Wednesday, June 22, 2011

Canadian named in ghostwriting, part 2, and what can be done

In a story in this morning's Toronto Star, I explore the ties between McGill University professor Barbara Sherwin, alleged in court documents to have used a ghostwriter for an April 2000 study, and New Jersey ghostwriting firm on a second study published three years later.


Sherwin vehemently denies there was any ghostwriting involved in the 2003 article.


Here is her complete statement to the Star on the matter:


"Concerning the article in question, published in Endocrine Reviews in April 2003, I had refused to submit material offered by DesignWrite personnel. The article eventually published in Endocrine Reviews was entirely my own work. I cannot emmphasize that strongly enough."


"In my previous statement, I maintained that I had never - either prior to or following the publication of an article in the Journal of the American Geriatric Society in April 2000 - submitted work other than my own. I stand by that statement."


McGill continues to investigate. Here is the university's complete statement yesterday from provost Anthony C. Masi:


"As I said last week, McGill University takes academic integrity very seriously. We have policies and procedures in place that require us to investigate serious allegations of academic misconduct."

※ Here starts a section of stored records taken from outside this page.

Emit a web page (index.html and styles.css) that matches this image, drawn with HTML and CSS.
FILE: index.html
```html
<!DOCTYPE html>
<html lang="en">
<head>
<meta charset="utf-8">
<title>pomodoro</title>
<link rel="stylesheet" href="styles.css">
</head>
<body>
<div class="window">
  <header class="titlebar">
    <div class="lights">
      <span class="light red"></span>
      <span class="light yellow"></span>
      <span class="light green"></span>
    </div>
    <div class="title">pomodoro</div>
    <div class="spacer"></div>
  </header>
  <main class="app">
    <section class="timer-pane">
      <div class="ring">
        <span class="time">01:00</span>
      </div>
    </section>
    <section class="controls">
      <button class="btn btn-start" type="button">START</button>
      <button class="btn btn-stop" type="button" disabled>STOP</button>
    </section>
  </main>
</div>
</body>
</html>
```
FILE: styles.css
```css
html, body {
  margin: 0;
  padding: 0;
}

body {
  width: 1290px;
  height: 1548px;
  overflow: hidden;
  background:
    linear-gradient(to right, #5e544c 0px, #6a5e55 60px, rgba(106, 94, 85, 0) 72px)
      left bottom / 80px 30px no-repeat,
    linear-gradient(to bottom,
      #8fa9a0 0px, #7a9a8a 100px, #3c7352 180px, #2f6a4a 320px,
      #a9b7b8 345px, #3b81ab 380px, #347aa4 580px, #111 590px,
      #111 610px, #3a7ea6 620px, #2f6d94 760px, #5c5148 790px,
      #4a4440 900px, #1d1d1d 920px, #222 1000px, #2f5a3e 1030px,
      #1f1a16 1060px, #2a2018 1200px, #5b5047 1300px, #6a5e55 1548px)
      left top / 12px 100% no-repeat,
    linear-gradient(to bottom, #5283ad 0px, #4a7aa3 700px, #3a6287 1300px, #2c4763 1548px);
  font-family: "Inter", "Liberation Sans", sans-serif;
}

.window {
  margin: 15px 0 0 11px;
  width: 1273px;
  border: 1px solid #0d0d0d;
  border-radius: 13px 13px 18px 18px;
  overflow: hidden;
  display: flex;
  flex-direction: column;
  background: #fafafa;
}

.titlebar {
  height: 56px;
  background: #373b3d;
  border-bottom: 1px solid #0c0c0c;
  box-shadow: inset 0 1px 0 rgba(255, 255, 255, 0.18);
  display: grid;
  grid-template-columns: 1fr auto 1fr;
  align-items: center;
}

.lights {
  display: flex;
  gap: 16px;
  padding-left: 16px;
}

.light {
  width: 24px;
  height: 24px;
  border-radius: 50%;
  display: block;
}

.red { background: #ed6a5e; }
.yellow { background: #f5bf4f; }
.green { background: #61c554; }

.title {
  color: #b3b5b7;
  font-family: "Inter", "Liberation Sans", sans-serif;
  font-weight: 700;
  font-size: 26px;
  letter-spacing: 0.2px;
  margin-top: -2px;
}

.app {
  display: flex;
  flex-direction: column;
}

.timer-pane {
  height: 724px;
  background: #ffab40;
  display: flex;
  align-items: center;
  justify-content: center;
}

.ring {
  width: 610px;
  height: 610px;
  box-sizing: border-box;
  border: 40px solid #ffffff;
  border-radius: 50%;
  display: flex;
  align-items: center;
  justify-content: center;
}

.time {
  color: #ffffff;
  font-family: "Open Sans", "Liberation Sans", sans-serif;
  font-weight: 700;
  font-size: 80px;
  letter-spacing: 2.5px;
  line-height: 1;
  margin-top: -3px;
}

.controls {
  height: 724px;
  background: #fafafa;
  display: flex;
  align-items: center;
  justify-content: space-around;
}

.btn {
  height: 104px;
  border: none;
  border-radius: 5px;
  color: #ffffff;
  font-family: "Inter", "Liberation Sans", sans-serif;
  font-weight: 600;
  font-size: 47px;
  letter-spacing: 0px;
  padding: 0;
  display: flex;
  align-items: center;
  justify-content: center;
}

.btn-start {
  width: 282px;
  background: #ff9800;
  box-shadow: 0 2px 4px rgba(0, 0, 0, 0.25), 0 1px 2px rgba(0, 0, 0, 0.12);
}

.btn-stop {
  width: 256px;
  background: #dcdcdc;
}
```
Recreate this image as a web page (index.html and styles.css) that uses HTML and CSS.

Jocalyn Clark, a Toronto-based senior editor for PLoS Medicine, which last month managed with the New York Times to get the court documents released to the public. says universities need take the lead in stamping out ghostwriting.


Academic institutions, she says, use a professor’s publishing record as the basis for promotions, grants and deciding who gets tenure – so have a responsibility to ensure those records are beyond reproach.


Publications are the main currency in academic institutions,” Clark, an assistant professor at the Unviersity of Toronto medical school, said in an interview.


As such, the schools need to send a clear message that using ghostwriters will hurt an academic’s career, not help.


Stamping out ghostwriting will only happen when academic institutions, their medical schools and their faculty declare that this is not acceptable,” she says.


PLoS, which in a recent editorial referred to ghostwriting as "the dirty little secret of medical publishing," has also called on medical journals to retract all ghostwritten articles, to notify the universities where the authors of the articles work and to ban those authors from publishing with that journal again.


Such measures, Clark says, could damage a researcher’s career. At that, she hopes, would be a powerful incentive for them to stay away from ghostwriters.


PLoS has also made the court documents available online.